Communities is becoming a word used in many different ways. I've worked on online courses as a learning community. It was a defined knowable group of people who were mutually supportive of each other's learning. But this is also a term used for evolving groups that are more distributed in terms of time and places. Scope for example and more recently the idea of MOOCs etc.
What comes out of that particular term is a sense of the facilitation of a certain 'disposition' towards learning and towards each other. That is sometimes invoked by tutors and course designers as a way of signalling a kind of culture that is being anticipated. That might be distinct from the kind of culture that may be suggested by a more 'instructional' approach, for example whilst still being a learning design tool.
In that sense the popularity of the term 'openness' may be functioning as the same kind of thing in more distributed settings. Perhaps again it is really indicating a cultural format for thinking together globally and indicating an intended disposition towards each other (as much as towards any particular content).
I don't feel communication, however important, is really telling the whole story here. And I have a sense of 'openness' as the new 'community' with all those questions still unresolved about power relationships, expectations of each other, boundaries, different knowledges, ownership etc all still unresolved.
I guess I'm just questioning the concepts of community and openness regardless of the communication that happens within such frameworks. Does social media point us to other 'dispositional' and 'design' alternatives? Are they just as questionable in other more fractured ways of communicating?

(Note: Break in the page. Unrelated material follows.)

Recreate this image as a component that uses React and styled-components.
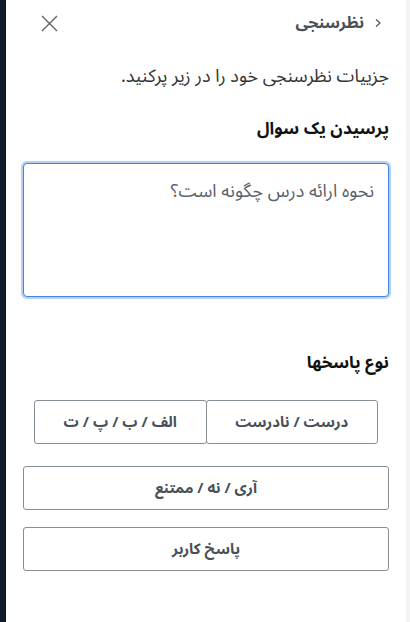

Thank you for being the first to respond. In the seminar description, we said that “we hope to further our understanding of online discussion in particular, and online education in general.” I didn’t know how soon we will go beyond online discussion, now I know. Let me quote you:
“Clearly the environment we are currently using is an artifact of the old days in which online discussion formats began. It as if the world of the academic paper and online discussions forums of 2001 are mirrored here. I think our students expect more and would already be yawning in a discussion environment like this.”
I have a couple of reactions: First not everything old is out-of-date. You are not, of course, saying this, but you provoke a question – Do online discussion forums like this one still have a place in online education with today’s students? If so, what is it? Second, I agree that today’s students are expecting more, but more what? Technical features and tools? Interaction with teachers? Or more ways of interacting with teachers? What about more intellectual rigor? More time to study? More hard work? Are these on their wish list?
No matter what the students expect, I’m with you on the need to meet them where they are. At the same time we need to bring them to places where we expect them to be and grow. I know you would agree that dialogue is essential part of learning, as Sylvia suggested in the marginal notes. Does this mean, at least sometimes, that they need to experience forums like this?
I'm not sure whether anyone sees the annotations/marginal notes Syvlia and I added to the posts. If you don't see them, select Shared Annotations from the dropdown list at the upper right corner. The annotation feature is buggy for Moodle 2.0, for example, the red boxes with an exclamation mark inside shouldn't be there, and a more serious bug - you can't delete an anotaton right now once it is created. However, it is convenient if you want to add a twitter-like comment on the side. We work on fixing the bugs as we discover them.
Hi Cindy and Everyone,
I am very pleased that you are kickstarting this conversation on the CoI framework. It's a deep dive!
I am jumping in after skimming the materials and now re-reading them in the hopes that I can contribute something of value. My own experience with this framework is "light", meaning, I have not studied it carefully. although, like all frameworks, it's worth examining closely especially since it's been 12 years and so much work has been done in relation to it.
Cindy, I like your paper very much. In particular, it affords a new way of looking at the CoI and provoking thought. I really like your ideas: i) "online discussion is a communication phenomenon"; ii) it is inherently social yielding a "matrix" that sets the conditions for ongoing engagement and iii) it is a live act, a performance if you will and the game metaphor and game theory allows us to examine the "to and fro" that occurs in online discussion.
David, as always, the characters are rallying for the "game" : ) I like the fact that you have introduced the notions (don't let me put words in your mouth as they are mine but we may be on the same page here) of historical, cultural context, and the "situativity" of this framework in relation to what was happening then and now.
One of my own observations and questions thus far have to do with the experience of the learner, the lurker, the non-participants and "peripheral" participants who are in the shadows of the big words? Perhaps this was not the original intent but, how can these folk not be considered especially in the context of formal, higher ed, course using online discussion? Now, I am wondering how does the CoI help me to understand and explain my own behaviours in online discussion? Other questions have to do with the explanatory efficacy of this original CoI framework? I love theory so I am wondering about the theoretical underpinnings. The concepts and language are also heavy with assumptions and ideas and on it goes......
looking forward to the "game" ; )
Barb, you raise some important questions for us: What is the explanatory efficacy of CoI? What are its theoretical underpinning and its assumptions? I really wish its three authors were here to help us understand. Unfortunate, we learned that none of them was available to join us. Related to your question, you also ask how does CoI help you understand your own behaviors in online discussion. I think this is a question that we can all attempt to answer, so let me redirect your question to all of us here and those who are listening in: Does CoI help you explain what you did in the past in online discussion – and if so, in what way? Knowing the framework, has it in any way guided you or informed how you conduct yourself in online discussion?
I too am interested in this discussion. I started doing online classes before there was any theoretical framework at all. We early adopters had to think through our practice as we improvised it. One framework I was acquainted with that I quickly rejected was the distinction between process and content. This framework was associated with the idea that you could give students readings or videos from famous people and then have "process facilitators" handle the interactions. It quickly became clear that conferences without leadership often failed and that leadership by someone who had no subject matter expertise was not appropriate in education. Yet the process/content framework is still an almost instinctual reaction to educational technology. I wonder if the COI model carries on this unfortunate tradition with its distinction between the social side and the cognitive side. Maybe that was not the intention of the creators of the model, but isn't that how it is mostly understood?